While a heaven devoted mostly to choir practices would be appealing to me, it seems like a decidedly un-Mormon conception of heaven, and, by extension of the Sabbath. So I’ve been wondering what difference it makes to our thinking about the Sabbath if we don’t conceive of it as a foretaste of heavenly rest. It seems, in practice, that Mormons believe in a working Sabbath, just as in a working heaven: we may abstain from paid labor, but we work pretty hard on Sunday anyway. God’s rest on the seventh day must have been something different than mere passive abstinence from work, and yet it seems unlikely to me that doing church work, and church-y work like geneaology and visiting the sick is enough of a rest to make for a meaningful Sabbath. We shouldn’t just have different tasks on the Sabbath; there should be some sense of respite from our task-oriented lives.
That said, I confess that, like Nate, I am a professional Sabbath breaker. My daily round of tasks–caring for children, cooking meals, cleaning up spills and all of the other detritus of family life–really doesn’t change much on Sundays. There are not many tasks I can leave undone on Sunday. It is hard for me to enter into anything that feels like Sabbath rest in the middle of my messy house with my unruly children (and grumpy husband who has to get up early for meetings and miss lunch for more meetings). Mostly my solution is to feel put upon and complain a lot.
Then recently, I read a sermon by Maxine Silverman. If you’ve read this far, you won’t mind a longish quotation, I hope:
All week, but especially on Friday as Sabbath approaches, I run around like the proverbial chicken with its head cut off, trying to finish up the work, hurrying, hurrying. But on Friday afternoon, …just before I light the candles, I take off my watch and step out of time, as though my work were done. Enough, it’s time to stop. And the blessing of it is, for me, it’s not my decision. It’s a mitzvah, a commandment, and that makes it easier for women and other compulsives, whose work has no clear-cut beginning, middle, and end.
Candles, wine–blessings over both–the food, the children. And tomorrow, when I wake up, I will leave my bed unmade. Notice the language is positive, the tone triumphant, rather than the guilt-tinged “I didn’t make my bed.”…the choice of leaving my bed unmade has its roots in childhood, mine, and in my relationship with my mother, who taught me the domestic art of making one’s bed (and lying in it). …I was always the last one up and dressed, the last one at the breakfast table, the last one out the door for school. …I had a hard time making my bed, and I had a hard time with my mother because of it.

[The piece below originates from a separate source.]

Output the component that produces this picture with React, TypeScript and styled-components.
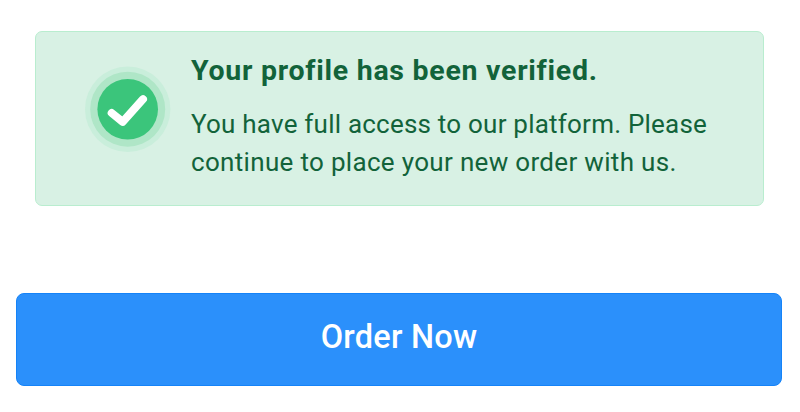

…So it is easy to discern, without the help of an analyst, why my first decision about observing Shabbat would be to leave my bed unmade. I love it! Even as I write these words I feel intense pleasure. All week long as soon as I get up, good daughter that I am, I make the bed, but on Shabbat, I rest.

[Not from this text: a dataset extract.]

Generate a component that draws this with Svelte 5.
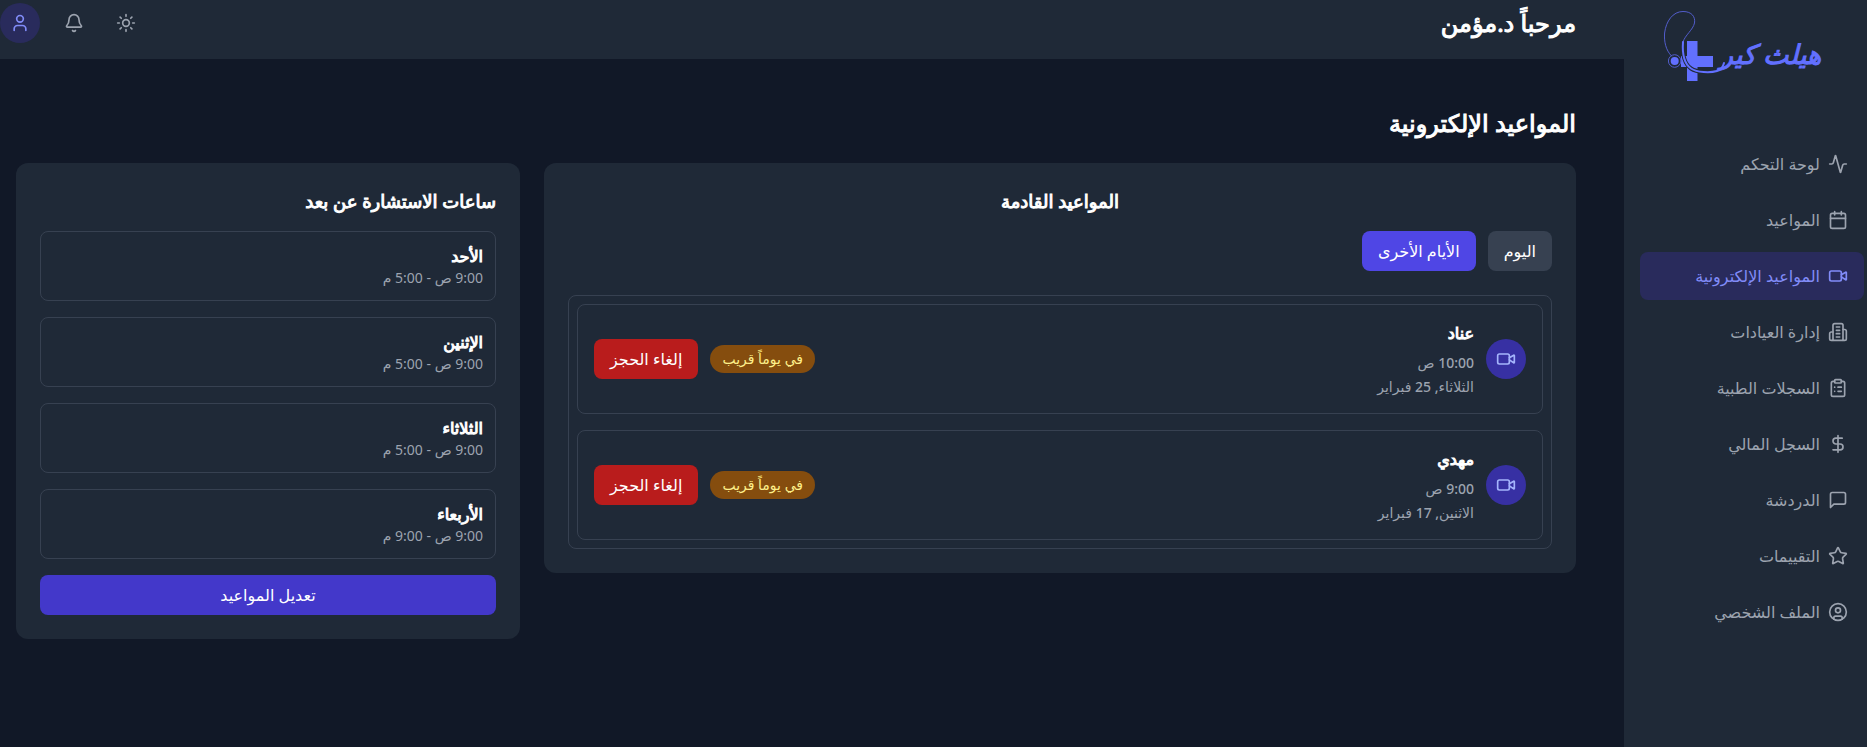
<script>
  const icons = {
    activity: '<path d="M22 12h-2.48a2 2 0 0 0-1.93 1.46l-2.35 8.36a.25.25 0 0 1-.48 0L9.24 2.18a.25.25 0 0 0-.48 0l-2.35 8.36A2 2 0 0 1 4.49 12H2"/>',
    calendar: '<path d="M8 2v4M16 2v4"/><rect width="18" height="18" x="3" y="4" rx="2"/><path d="M3 10h18"/>',
    video: '<path d="m16 13 5.223 3.482a.5.5 0 0 0 .777-.416V7.87a.5.5 0 0 0-.752-.432L16 10.5"/><rect x="2" y="6" width="14" height="12" rx="2"/>',
    building: '<path d="M6 22V4a2 2 0 0 1 2-2h8a2 2 0 0 1 2 2v18Z"/><path d="M6 12H4a2 2 0 0 0-2 2v6a2 2 0 0 0 2 2h2"/><path d="M18 9h2a2 2 0 0 1 2 2v9a2 2 0 0 1-2 2h-2"/><path d="M10 6h4M10 10h4M10 14h4M10 18h4"/>',
    clipboard: '<rect width="8" height="4" x="8" y="2" rx="1"/><path d="M16 4h2a2 2 0 0 1 2 2v14a2 2 0 0 1-2 2H6a2 2 0 0 1-2-2V6a2 2 0 0 1 2-2h2"/><path d="M12 11h4M12 16h4M8 11h.01M8 16h.01"/>',
    dollar: '<path d="M12 2v20"/><path d="M17 5H9.5a3.5 3.5 0 0 0 0 7h5a3.5 3.5 0 0 1 0 7H6"/>',
    message: '<path d="M21 15a2 2 0 0 1-2 2H7l-4 4V5a2 2 0 0 1 2-2h14a2 2 0 0 1 2 2z"/>',
    star: '<path d="M11.525 2.295a.53.53 0 0 1 .95 0l2.31 4.679a2.123 2.123 0 0 0 1.595 1.16l5.166.756a.53.53 0 0 1 .294.904l-3.736 3.638a2.123 2.123 0 0 0-.611 1.878l.882 5.14a.53.53 0 0 1-.771.56l-4.618-2.428a2.122 2.122 0 0 0-1.973 0L6.396 21.01a.53.53 0 0 1-.77-.56l.881-5.139a2.122 2.122 0 0 0-.611-1.879L2.16 9.795a.53.53 0 0 1 .294-.906l5.165-.755a2.122 2.122 0 0 0 1.597-1.16z"/>',
    profile: '<circle cx="12" cy="12" r="10"/><circle cx="12" cy="10" r="3"/><path d="M7 20.662V19a2 2 0 0 1 2-2h6a2 2 0 0 1 2 2v1.662"/>',
    user: '<path d="M19 21v-2a4 4 0 0 0-4-4H9a4 4 0 0 0-4 4v2"/><circle cx="12" cy="7" r="4"/>',
    bell: '<path d="M10.268 21a2 2 0 0 0 3.464 0"/><path d="M3.262 15.326A1 1 0 0 0 4 17h16a1 1 0 0 0 .74-1.673C19.41 13.956 18 12.499 18 8A6 6 0 0 0 6 8c0 4.499-1.411 5.956-2.738 7.326"/>',
    sun: '<circle cx="12" cy="12" r="4"/><path d="M12 2v2M12 20v2M4.93 4.93l1.41 1.41M17.66 17.66l1.41 1.41M2 12h2M20 12h2M6.34 17.66l-1.41 1.41M19.07 4.93l-1.41 1.41"/>'
  };

  const nav = [
    { label: 'لوحة التحكم', icon: 'activity' },
    { label: 'المواعيد', icon: 'calendar' },
    { label: 'المواعيد الإلكترونية', icon: 'video' },
    { label: 'إدارة العيادات', icon: 'building' },
    { label: 'السجلات الطبية', icon: 'clipboard' },
    { label: 'السجل المالي', icon: 'dollar' },
    { label: 'الدردشة', icon: 'message' },
    { label: 'التقييمات', icon: 'star' },
    { label: 'الملف الشخصي', icon: 'profile' }
  ];
  let current = $state(2);
  let tab = $state('other');

  const appointments = [
    { name: 'عناد', time: '10:00 ص', date: 'الثلاثاء, 25 فبراير' },
    { name: 'مهدي', time: '9:00 ص', date: 'الاثنين, 17 فبراير' }
  ];
  const hours = [
    { day: 'الأحد', range: '9:00 ص - 5:00 م' },
    { day: 'الإثنين', range: '9:00 ص - 5:00 م' },
    { day: 'الثلاثاء', range: '9:00 ص - 5:00 م' },
    { day: 'الأربعاء', range: '9:00 ص - 9:00 م' }
  ];
</script>

{#snippet icon(name)}
  <svg class="icon" viewBox="0 0 24 24" aria-hidden="true">{@html icons[name]}</svg>
{/snippet}

<div class="app" dir="rtl" lang="ar">
  <aside class="sidebar">
    <a class="logo" href="#home">
      <svg viewBox="40 8 168 76" direction="rtl">
        <path class="cross" d="M67 41h10.500v15H93v11H77.500v14H67V67h-6V56h6z" />
        <path class="tube-gap" d="M63 42C62 56 64.500 64 71 68.500C77 72.500 90 73 97 71" />
        <path class="tube thin" d="M51.500 56C45.500 50 44 41 44.600 33C46 21 53 11.500 63 11.500C72 11.500 75.500 17 74.500 23C73 30 65 35 63 42" />
        <path class="tube" d="M63 42C62 56 64.500 64 71 68.500C77 72.500 90 73 97 71C101 70 103 67 104 63" />
        <circle class="ring" cx="54.700" cy="61" r="6.300" />
        <circle class="cross" cx="54.700" cy="61" r="4" />
        <text class="brand" x="201" y="64">هيلث كير</text>
      </svg>
    </a>
    <nav>
      {#each nav as item, i}
        <a href="#section-{i}" class="nav-item" class:active={current === i} onclick={() => (current = i)}>
          {@render icon(item.icon)}
          <span>{item.label}</span>
        </a>
      {/each}
    </nav>
  </aside>

  <div class="content">
    <header>
      <h1>مرحباً د.مؤمن</h1>
      <div class="tools">
        <button class="tool" aria-label="المظهر">{@render icon('sun')}</button>
        <button class="tool" aria-label="الإشعارات">{@render icon('bell')}</button>
        <button class="tool avatar" aria-label="الحساب">{@render icon('user')}</button>
      </div>
    </header>

    <main>
      <h2>المواعيد الإلكترونية</h2>
      <div class="columns">
        <section class="card upcoming">
          <h3>المواعيد القادمة</h3>
          <div class="tabs">
            <button class="btn tab" class:selected={tab === 'today'} onclick={() => (tab = 'today')}>اليوم</button>
            <button class="btn tab" class:selected={tab === 'other'} onclick={() => (tab = 'other')}>الأيام الأخرى</button>
          </div>
          <div class="list">
            {#each appointments as a}
              <article class="appointment">
                <div class="badge-icon">{@render icon('video')}</div>
                <div class="details">
                  <h4>{a.name}</h4>
                  <p class="time">{a.time}</p>
                  <p class="date">{a.date}</p>
                </div>
                <div class="actions">
                  <span class="status">في يوماً قريب</span>
                  <button class="btn cancel">إلغاء الحجز</button>
                </div>
              </article>
            {/each}
          </div>
        </section>

        <section class="card">
          <h3>ساعات الاستشارة عن بعد</h3>
          <div class="hours">
            {#each hours as h}
              <div class="slot">
                <h4>{h.day}</h4>
                <p>{h.range}</p>
              </div>
            {/each}
            <button class="btn edit">تعديل المواعيد</button>
          </div>
        </section>
      </div>
    </main>
  </div>
</div>

<style>
  :global(body) {
    background: #111827;
  }
  .app {
    display: flex;
    min-height: 100vh;
    background: #111827;
    color: #ffffff;
    font-family: "Noto Sans", "DejaVu Sans", sans-serif;
    font-size: 16px;
    line-height: 24px;
  }
  h1, h2, h3, h4, p {
    margin: 0;
  }
  h1, h2, h3, h4 {
    font-weight: 400;
    -webkit-text-stroke: 1px currentColor;
  }
  .icon {
    display: block;
    width: 20px;
    height: 20px;
    flex: none;
    fill: none;
    stroke: currentColor;
    stroke-width: 2;
    stroke-linecap: round;
    stroke-linejoin: round;
  }
  .sidebar {
    flex: 0 0 243px;
    box-sizing: border-box;
    padding: 8px 3px 16px 16px;
    background: #1f2937;
  }
  .logo {
    display: block;
    margin: 0 0 56px 20px;
  }
  .logo svg {
    display: block;
    width: 168px;
    height: 76px;
    margin-right: auto;
  }
  .cross {
    fill: #6270ff;
  }
  .tube, .tube-gap, .ring {
    fill: none;
    stroke: #6270ff;
    stroke-width: 2;
    stroke-linecap: round;
  }
  .thin {
    stroke: #525dcb;
    stroke-width: 1;
  }
  .ring {
    stroke: #525dcb;
    stroke-width: 1;
  }
  .tube-gap {
    stroke: #1f2937;
    stroke-width: 4;
  }
  .brand {
    fill: #6270ff;
    stroke: #6270ff;
    stroke-width: 1;
    font-size: 27px;
    font-style: italic;
  }
  nav {
    display: flex;
    flex-direction: column;
    gap: 8px;
  }
  .nav-item {
    display: flex;
    align-items: center;
    gap: 8px;
    padding: 12px 16px;
    border-radius: 8px;
    color: #9ca3af;
    text-decoration: none;
    white-space: nowrap;
  }
  .nav-item.active {
    background: #292b5c;
    color: #818cf8;
  }
  .content {
    flex: 1;
    min-width: 0;
  }
  header {
    display: flex;
    align-items: center;
    justify-content: space-between;
    padding: 3px 48px 16px 0;
    background: #1f2937;
  }
  h1, h2 {
    font-size: 24px;
    line-height: 32px;
  }
  .tools {
    display: flex;
    align-items: center;
    gap: 16px;
  }
  .tool {
    display: grid;
    place-items: center;
    width: 36px;
    height: 36px;
    padding: 0;
    border: 0;
    border-radius: 50%;
    background: none;
    color: #9ca3af;
  }
  .avatar {
    width: 40px;
    height: 40px;
    background: #292b5c;
    color: #818cf8;
  }
  main {
    padding: 48px 48px 48px 16px;
  }
  .columns {
    display: grid;
    grid-template-columns: repeat(3, minmax(0, 1fr));
    align-items: start;
    gap: 24px;
    margin-top: 24px;
  }
  .card {
    padding: 24px;
    border-radius: 12px;
    background: #1f2937;
  }
  .upcoming {
    grid-column: span 2;
  }
  h3 {
    margin-bottom: 16px;
    font-size: 18px;
    line-height: 28px;
  }
  .upcoming h3 {
    text-align: center;
  }
  h4 {
    font-size: 16px;
    line-height: 24px;
  }
  .btn {
    padding: 8px 16px;
    border: 0;
    border-radius: 8px;
    color: #ffffff;
    font: inherit;
    white-space: nowrap;
  }
  .tabs {
    display: flex;
    gap: 12px;
    margin-bottom: 24px;
  }
  .tab {
    background: #374151;
  }
  .tab.selected {
    background: #4f46e5;
  }
  .list {
    display: flex;
    flex-direction: column;
    gap: 16px;
    padding: 8px;
    border: 1px solid #374151;
    border-radius: 8px;
  }
  .appointment {
    display: flex;
    align-items: center;
    gap: 12px;
    padding: 16px;
    border: 1px solid #374151;
    border-radius: 8px;
  }
  .badge-icon {
    display: grid;
    place-items: center;
    width: 40px;
    height: 40px;
    border-radius: 50%;
    background: #3730a3;
    color: #a5b4fc;
  }
  .details p, .slot p, .status {
    font-size: 14px;
    line-height: 20px;
  }
  .details p, .slot p {
    color: #9ca3af;
  }
  .details p {
    font-weight: 500;
  }
  .details .time {
    margin: 8px 0 4px;
  }
  .actions {
    display: flex;
    align-items: center;
    gap: 12px;
    margin-right: auto;
  }
  .status {
    padding: 4px 12px;
    border-radius: 14px;
    background: #854d0e;
    color: #fef08a;
    white-space: nowrap;
  }
  .cancel {
    background: #b91c1c;
  }
  .hours {
    display: flex;
    flex-direction: column;
    gap: 16px;
  }
  .slot {
    padding: 12px;
    border: 1px solid #374151;
    border-radius: 8px;
  }
  .edit {
    background: #4338ca;
  }
</style>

One Sunday as we rushed to get out the door, the boys to school, my husband and I to morning minyan, I realized that I had not mad the bed. Oh well, I thought, just this once I won’t. But habit and Lord knows what else were stronger, and I returned to the bedroom. As I folded the blanket under the mattress, I had an insight so strong I stopped, the mattress lifted up, just stopped. The understanding was so powerful I couldn’t move:
If I observe Shabbat, in part, by leaving my bed unmade, then making it all week is also part of that observance. All week long I make the bed so that leaving it becomes significant, becomes holy, the fulfillment of a commandment.
There is a part of the Shabbat service that talks about ennobling the workweek by resting on Shabbat. I had never understood it before, not really, I had never taken it into my consciousness by taking it into my body. Standing there with the mattress lifted and everyone shouting at me to hurry was a scene from my childhood with a twist. A saving twist of meaning, of reframing, a saving grace.
…I have felt that thoroughly shaken and joyous only a few times in my life, when I fell in love with my husband, when my sons were born, and when my husband surprised me by saying he wanted to convert to Judaism (I fell in love all over again.) So I stood there with that uplifted–and uplifting–mattress. I understood at a level of meaning below language, that when I cease from my work on Shabbat, that “work” means more than earning a living and feeding the family. It means that all the days of the week are lived in anticipation of Shabbat.
I don’t yet know exactly how to translate this insight into my life. And I confess to having no idea of what it means for attorneys and other non-housewives. For now, I have decided I won’t do *any* laundry on Sunday (if you could see my laundry room, you would more fully appreciate the magnitude of this decision!). And I wash and iron everyone’s Sunday clothes first thing on Monday morning, when I have time to reflect, instead of on Saturday night in a panic. It’s a small thing, but then, most of the things that matter are small.